In [1]:
from functools import reduce
from collections import defaultdict
import re
from pathlib import Path

import numpy as np
import pandas as pd
from bs4 import BeautifulSoup
from bs4.element import Tag as BSTagType
import pickle

In [2]:
TRUNCATE_TO = 999
DISCLOSURE_FILENAME_COL_NAME = 'disclosureId'
RELEVANT_FIELDS = [
    'organizationName',
    'zip',
    'registrantGeneralDescription',
    'clientName',
    'clientZip',
    'clientGeneralDescription',
    'specific_issues',
    'reportYear',
    'reportType',
    'effectiveDate'
]

def row_from_path(path):
    with open(path) as f:
        disclosure = BeautifulSoup(f, 'lxml-xml')

    if len(list(disclosure.children)) == 0: # has XML declaration element
        with open(path) as f:
            next(f) # skip it
            disclosure = BeautifulSoup(f, 'lxml-xml')

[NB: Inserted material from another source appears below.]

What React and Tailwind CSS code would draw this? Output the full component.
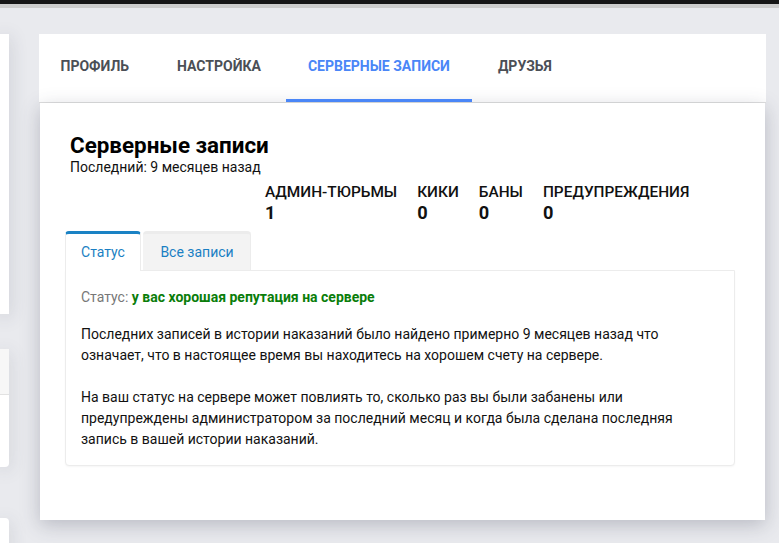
const stats = [
  { label: 'АДМИН-ТЮРЬМЫ', value: '1' },
  { label: 'КИКИ', value: '0' },
  { label: 'БАНЫ', value: '0' },
  { label: 'ПРЕДУПРЕЖДЕНИЯ', value: '0' },
]

function App() {
  return (
    <div className="w-[779px] h-[543px] overflow-hidden bg-[#e9eaee] font-['Roboto',sans-serif]">
      <div className="h-1 bg-[#161616]"></div>
      <div className="h-1 bg-[#cccccc]"></div>

      <div className="flex pt-[26px]">
        <div className="w-[9px] shrink-0">
          <div className="h-[280px] bg-white shadow-[0_3px_18px_rgba(60,65,85,0.22)]"></div>
          <div className="h-[118px] mt-[35px] bg-white rounded-r shadow-[0_3px_18px_rgba(60,65,85,0.18)]">
            <div className="h-[46px] bg-[#f7f7f7] border-b border-[#e2e2e2]"></div>
          </div>
          <div className="h-[40px] mt-[51px] bg-white rounded-tr shadow-[0_3px_18px_rgba(60,65,85,0.18)]"></div>
        </div>

        <div className="w-[727px] ml-[30px]">
          <div className="h-[69px] bg-white border-b border-[#dfdfdf] flex gap-1">
            <div className="h-[68px] pl-[21.5px] pr-[22.5px] pb-[4px] flex items-center text-[14px] font-bold text-[#4b4f56]">ПРОФИЛЬ</div>
            <div className="h-[68px] px-[21.5px] pb-[4px] flex items-center text-[14px] font-bold text-[#4b4f56]">НАСТРОЙКА</div>
            <div className="h-[68px] pl-[21.5px] pr-[22.5px] pb-[1px] flex items-center text-[14px] font-bold text-[#4a86f7] border-b-[3px] border-[#4a86f7]">СЕРВЕРНЫЕ ЗАПИСИ</div>
            <div className="h-[68px] px-[21.5px] pb-[4px] flex items-center text-[14px] font-bold text-[#4b4f56]">ДРУЗЬЯ</div>
          </div>

          <div className="h-[417px] mx-px bg-white shadow-[0_5px_18px_rgba(60,65,85,0.28)] pt-[28px] px-[25px]">
            <div className="pl-[5px]">
              <h1 className="text-[22.4px] leading-[28px] font-bold text-black">Серверные записи</h1>
              <p className="text-[14px] leading-[16px] text-[#111111]">Последний: 9 месяцев назад</p>
            </div>

            <div className="flex gap-5 pl-[200px] mt-[8px]">
              {stats.map((stat) => (
                <div key={stat.label}>
                  <div className="text-[15.4px] leading-[19px] font-medium text-[#111111]">{stat.label}</div>
                  <div className="text-[18.2px] leading-[22px] font-bold text-[#111111]">{stat.value}</div>
                </div>
              ))}
            </div>

            <div className="flex gap-[2px] mt-[7px] h-[40px] relative z-10">
              <div className="w-[76px] h-[40px] bg-white border-t-[3px] border-x border-t-[#1a82c4] border-x-[#ececec] rounded-t flex items-center justify-center text-[14px] text-[#1a7fc3]">
                Статус
              </div>
              <div className="w-[108px] h-[39px] pl-[1px] bg-[#f3f3f3] border-t-[3px] border-r border-[#ececec] rounded-t flex items-center justify-center text-[14px] text-[#1a7fc3]">
                Все записи
              </div>
            </div>

            <div className="w-[670px] h-[196px] -mt-px bg-white border border-[#ececec] rounded-b shadow-[0_1px_2px_rgba(0,0,0,0.04)] pt-[16px] px-[15px] text-[14px] leading-[21px] text-[#111111]">
              <p>
                <span className="text-[#777777]">Статус: </span>
                <span className="font-bold text-[#0a7d0a]">у вас хорошая репутация на сервере</span>
              </p>
              <p className="mt-[16px]">
                Последних записей в истории наказаний было найдено примерно 9 месяцев назад что
                <br />
                означает, что в настоящее время вы находитесь на хорошем счету на сервере.
              </p>
              <p className="mt-[21px]">
                На ваш статус на сервере может повлиять то, сколько раз вы были забанены или
                <br />
                предупреждены администратором за последний месяц и когда была сделана последняя
                <br />
                запись в вашей истории наказаний.
              </p>
            </div>
          </div>
        </div>
      </div>
    </div>
  )
}

export default App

    if 'children' in dir(list(disclosure.children)[0]):
        children = list(disclosure.children)[0].children
    else: # has XML-stylesheet declaration element
        children = list(disclosure.children)[1].children # skip it

    return {
        child.name: child.text # TODO: handle fields with non-text values (esp. children)
        for child
        in children
        if type(child) == BSTagType
    }

def collect_fields(paths):
    fields = set([DISCLOSURE_FILENAME_COL_NAME])
    for path in paths:
        for field in row_from_path(path).keys():
            fields.add(field)
    return fields

def add_row(collection, fields, row, filename):
    if not row:
        print('NO DATA ROW')
        return
    for field in fields:
        if field == DISCLOSURE_FILENAME_COL_NAME:
            collection[field].append(filename)
        elif field in row.keys():
            collection[field].append(row[field].replace('\n', ''))
        else:
            collection[field].append(None)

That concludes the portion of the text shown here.